Va a vivere in una baracca di lamiera, in un accampamento senza strade né servizi igienici. E lavora più di 14 ore nei campi “sotto padrone” (per citare un altro libro che parla della condizione dei braccianti stranieri in Italia firmato da Marco Omizzolo), per uno stipendio in nero di 25 euro a giornata.
Arriva il tempo di dedicarsi agli altri
Grazie all’avvocato Laghezza, il 4 giugno 2017, gli viene riconosciuto il diritto a ottenere un permesso di soggiorno.
«Finita la preoccupazione per il permesso di soggiorno, Soumaila decide che è venuto il tempo di dedicarsi agli altri».
È ancora Stancanelli a ricostruire le tappe della sua breve vita. «È tra i fondatori dell’Associazione maliani, che ha sede in una baracca del campo di San Ferdinando… Il 31 luglio 2017 a Soumaila Sacko viene assegnato un posto nella tendopoli costruita dalla Protezione civile, la terza realizzata nell’area industriale di San Ferdinando, vicina alla baraccopoli ma ben distinta da quell’agglomerato in sfacelo. Aveva un posto in tenda, ma continuava a frequentare la baraccopoli».
L’impegno nel sindacato
A convincere lui e Fofana a partecipare alle assemblee del coordinamento è stato Drame, che li ha portati anche a sfilare a Reggio Calabria nel corteo del Primo maggio, che li ha entusiasmati dicendo che è giusto lottare.
«La sua adesione al nostro movimento sindacale era stata lungamente ponderata. Anche lui come noi pensava che “uniti si vince, divisi non si va da nessuna parte”».
A raccontare è ancora Soumahoro nel capitolo del suo libro dedicato proprio a Soumaila.
La morte di Sacko e il risveglio della coscienza collettiva
Sarà proprio una telefonata di Drame ad avvisare Soumahoro della morte di Sacko, innescando la scintilla del risveglio della coscienza collettiva.

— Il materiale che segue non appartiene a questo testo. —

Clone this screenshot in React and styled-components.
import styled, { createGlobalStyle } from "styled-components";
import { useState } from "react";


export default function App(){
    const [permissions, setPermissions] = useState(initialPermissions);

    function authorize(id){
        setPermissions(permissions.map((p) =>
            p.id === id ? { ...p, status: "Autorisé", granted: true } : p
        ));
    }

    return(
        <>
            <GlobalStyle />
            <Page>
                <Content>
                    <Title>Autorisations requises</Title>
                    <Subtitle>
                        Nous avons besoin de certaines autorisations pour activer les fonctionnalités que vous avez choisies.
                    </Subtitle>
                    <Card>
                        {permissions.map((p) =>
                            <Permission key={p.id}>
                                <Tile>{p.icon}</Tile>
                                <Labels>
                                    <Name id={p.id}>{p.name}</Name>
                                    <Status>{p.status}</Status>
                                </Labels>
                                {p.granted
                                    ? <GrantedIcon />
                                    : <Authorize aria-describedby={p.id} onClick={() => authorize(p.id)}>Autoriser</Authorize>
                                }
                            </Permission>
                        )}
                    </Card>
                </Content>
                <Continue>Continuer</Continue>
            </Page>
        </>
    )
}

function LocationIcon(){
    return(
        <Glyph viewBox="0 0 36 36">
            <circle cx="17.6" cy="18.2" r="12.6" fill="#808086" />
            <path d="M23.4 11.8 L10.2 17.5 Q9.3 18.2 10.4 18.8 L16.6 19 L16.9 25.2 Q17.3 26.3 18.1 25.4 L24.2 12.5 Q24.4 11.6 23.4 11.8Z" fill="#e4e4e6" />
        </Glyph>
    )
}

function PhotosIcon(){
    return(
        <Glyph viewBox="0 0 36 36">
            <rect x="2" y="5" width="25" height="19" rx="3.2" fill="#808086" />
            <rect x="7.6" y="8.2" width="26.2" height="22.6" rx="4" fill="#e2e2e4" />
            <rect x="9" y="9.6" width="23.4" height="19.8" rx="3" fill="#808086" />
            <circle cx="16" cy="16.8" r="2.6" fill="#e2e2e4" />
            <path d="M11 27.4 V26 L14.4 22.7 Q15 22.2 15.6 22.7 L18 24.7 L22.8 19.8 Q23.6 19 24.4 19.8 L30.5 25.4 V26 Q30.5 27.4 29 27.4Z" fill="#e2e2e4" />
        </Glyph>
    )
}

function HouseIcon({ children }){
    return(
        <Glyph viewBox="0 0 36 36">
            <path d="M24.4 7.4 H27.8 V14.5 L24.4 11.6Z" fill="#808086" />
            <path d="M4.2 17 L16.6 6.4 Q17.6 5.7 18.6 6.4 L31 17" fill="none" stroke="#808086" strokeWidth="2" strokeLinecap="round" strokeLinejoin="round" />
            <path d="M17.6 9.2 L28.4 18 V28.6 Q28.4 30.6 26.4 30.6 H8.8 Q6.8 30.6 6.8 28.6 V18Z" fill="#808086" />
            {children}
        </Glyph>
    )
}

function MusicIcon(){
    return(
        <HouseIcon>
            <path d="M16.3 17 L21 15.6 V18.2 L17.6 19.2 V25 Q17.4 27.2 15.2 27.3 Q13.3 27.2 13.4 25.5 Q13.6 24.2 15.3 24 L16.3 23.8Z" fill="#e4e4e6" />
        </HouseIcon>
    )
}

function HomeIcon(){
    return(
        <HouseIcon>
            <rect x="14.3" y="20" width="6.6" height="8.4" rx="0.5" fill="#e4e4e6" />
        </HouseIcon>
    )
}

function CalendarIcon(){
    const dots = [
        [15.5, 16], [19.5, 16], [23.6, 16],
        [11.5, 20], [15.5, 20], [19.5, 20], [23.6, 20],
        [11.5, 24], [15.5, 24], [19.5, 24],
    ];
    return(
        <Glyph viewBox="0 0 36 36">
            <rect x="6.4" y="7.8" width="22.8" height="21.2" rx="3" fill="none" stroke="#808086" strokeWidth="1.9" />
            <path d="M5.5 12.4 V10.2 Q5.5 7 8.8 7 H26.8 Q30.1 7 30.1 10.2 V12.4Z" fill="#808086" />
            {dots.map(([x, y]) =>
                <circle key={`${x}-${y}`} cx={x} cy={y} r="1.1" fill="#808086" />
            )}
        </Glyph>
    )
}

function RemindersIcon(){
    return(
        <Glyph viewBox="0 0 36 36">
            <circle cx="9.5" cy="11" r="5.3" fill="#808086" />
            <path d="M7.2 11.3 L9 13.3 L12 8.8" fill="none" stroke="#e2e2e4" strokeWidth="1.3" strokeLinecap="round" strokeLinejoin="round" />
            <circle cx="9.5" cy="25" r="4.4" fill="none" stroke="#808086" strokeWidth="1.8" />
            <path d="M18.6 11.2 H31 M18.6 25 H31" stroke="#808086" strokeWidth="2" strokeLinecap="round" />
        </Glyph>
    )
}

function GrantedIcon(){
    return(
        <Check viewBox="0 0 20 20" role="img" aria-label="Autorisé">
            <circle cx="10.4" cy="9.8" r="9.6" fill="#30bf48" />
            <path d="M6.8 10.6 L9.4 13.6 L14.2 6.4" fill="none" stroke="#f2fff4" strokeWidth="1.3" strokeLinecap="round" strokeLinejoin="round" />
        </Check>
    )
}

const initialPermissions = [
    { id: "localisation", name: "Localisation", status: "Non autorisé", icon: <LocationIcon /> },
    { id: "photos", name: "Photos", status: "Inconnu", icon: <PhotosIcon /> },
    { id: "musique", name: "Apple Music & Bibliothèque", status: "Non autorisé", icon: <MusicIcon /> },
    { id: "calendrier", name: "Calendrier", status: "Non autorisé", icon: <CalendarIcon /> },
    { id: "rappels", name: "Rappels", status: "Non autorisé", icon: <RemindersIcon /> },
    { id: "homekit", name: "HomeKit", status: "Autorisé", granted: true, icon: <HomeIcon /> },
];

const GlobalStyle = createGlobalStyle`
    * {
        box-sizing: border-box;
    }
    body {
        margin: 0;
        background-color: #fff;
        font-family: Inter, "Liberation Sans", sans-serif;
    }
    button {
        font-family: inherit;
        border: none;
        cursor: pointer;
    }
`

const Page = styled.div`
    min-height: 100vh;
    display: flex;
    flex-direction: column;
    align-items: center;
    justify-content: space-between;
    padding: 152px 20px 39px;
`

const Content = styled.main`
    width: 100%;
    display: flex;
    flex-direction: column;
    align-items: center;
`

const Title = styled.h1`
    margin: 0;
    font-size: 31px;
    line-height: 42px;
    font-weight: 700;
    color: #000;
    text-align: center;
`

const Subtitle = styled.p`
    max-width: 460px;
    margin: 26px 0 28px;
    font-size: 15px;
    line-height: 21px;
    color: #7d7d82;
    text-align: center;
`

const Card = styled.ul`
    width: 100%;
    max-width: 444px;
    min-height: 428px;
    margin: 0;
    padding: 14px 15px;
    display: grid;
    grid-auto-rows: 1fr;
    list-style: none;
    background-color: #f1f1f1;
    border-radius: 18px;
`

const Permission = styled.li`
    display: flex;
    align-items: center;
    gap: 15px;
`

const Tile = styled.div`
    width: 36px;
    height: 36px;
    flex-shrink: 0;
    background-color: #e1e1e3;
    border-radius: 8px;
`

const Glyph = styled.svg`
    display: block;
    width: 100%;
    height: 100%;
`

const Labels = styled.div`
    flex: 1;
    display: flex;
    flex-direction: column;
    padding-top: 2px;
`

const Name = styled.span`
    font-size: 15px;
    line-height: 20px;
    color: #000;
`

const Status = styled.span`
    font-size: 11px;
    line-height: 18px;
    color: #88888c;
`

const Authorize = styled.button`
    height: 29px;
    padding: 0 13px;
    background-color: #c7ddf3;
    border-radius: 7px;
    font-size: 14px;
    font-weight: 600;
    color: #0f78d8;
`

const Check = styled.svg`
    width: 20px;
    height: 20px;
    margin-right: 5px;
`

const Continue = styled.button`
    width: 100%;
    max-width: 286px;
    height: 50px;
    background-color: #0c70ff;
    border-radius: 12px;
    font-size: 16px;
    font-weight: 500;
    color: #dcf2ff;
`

Il 4 giugno 2018 l’Usb indice uno sciopero dei braccianti della piana di Gioia Tauro e del Foggiano e promuove una colletta per rimpatriare la salma di Soumaila e riconsegnarla alla famiglia e al suo villaggio.
Nel palazzo comunale di San Ferdinando, davanti al sindaco Andrea Tripodi e al prefetto di Reggio Calabria, Michele di Bari, Soumahoro pronuncia queste parole:
«Un ministro della Repubblica italiana ha dichiarato in questi giorni che è finita la pacchia… allora vogliamo dire al ministro dell’Interno che la pacchia è finita per lui, non è finita per noi, perché noi risponderemo, la pacchia per noi non esiste».
Nei giorni successivi saranno diverse le manifestazioni organizzate in diverse città d’Italia, in memoria di Soumaila Sacko.
La traccia indelebile lasciata da Soumaila Sacko
«Migrante ucciso mentre ruba lamiere in una fabbrica abbandonata». Sarebbe potuto essere questo il titolo con cui liquidare l’omicidio di Soumaila Sacko. E la sua storia sarebbe rimasta a impolverarsi tra i mille faldoni della burocrazia italiana. Ma non è stato così.
Soumaila non è diventato “famoso” per la sua attività sindacale, ma se non fosse stato per i suoi compagni probabilmente sarebbe stato cancellato dalla memoria collettiva, come tanti altri invisibili che ogni anno muoiono nei campi del Made in Italy senza che nessuno se ne accorga.
Oggi, invece, il suo nome non è più solo quello di un “bracciante morto”, ma uno dei simboli della lotta per i diritti degli invisibili, insieme a quello di Placido Rizzotto, Jerry Essan Masslo, Paola Clemente.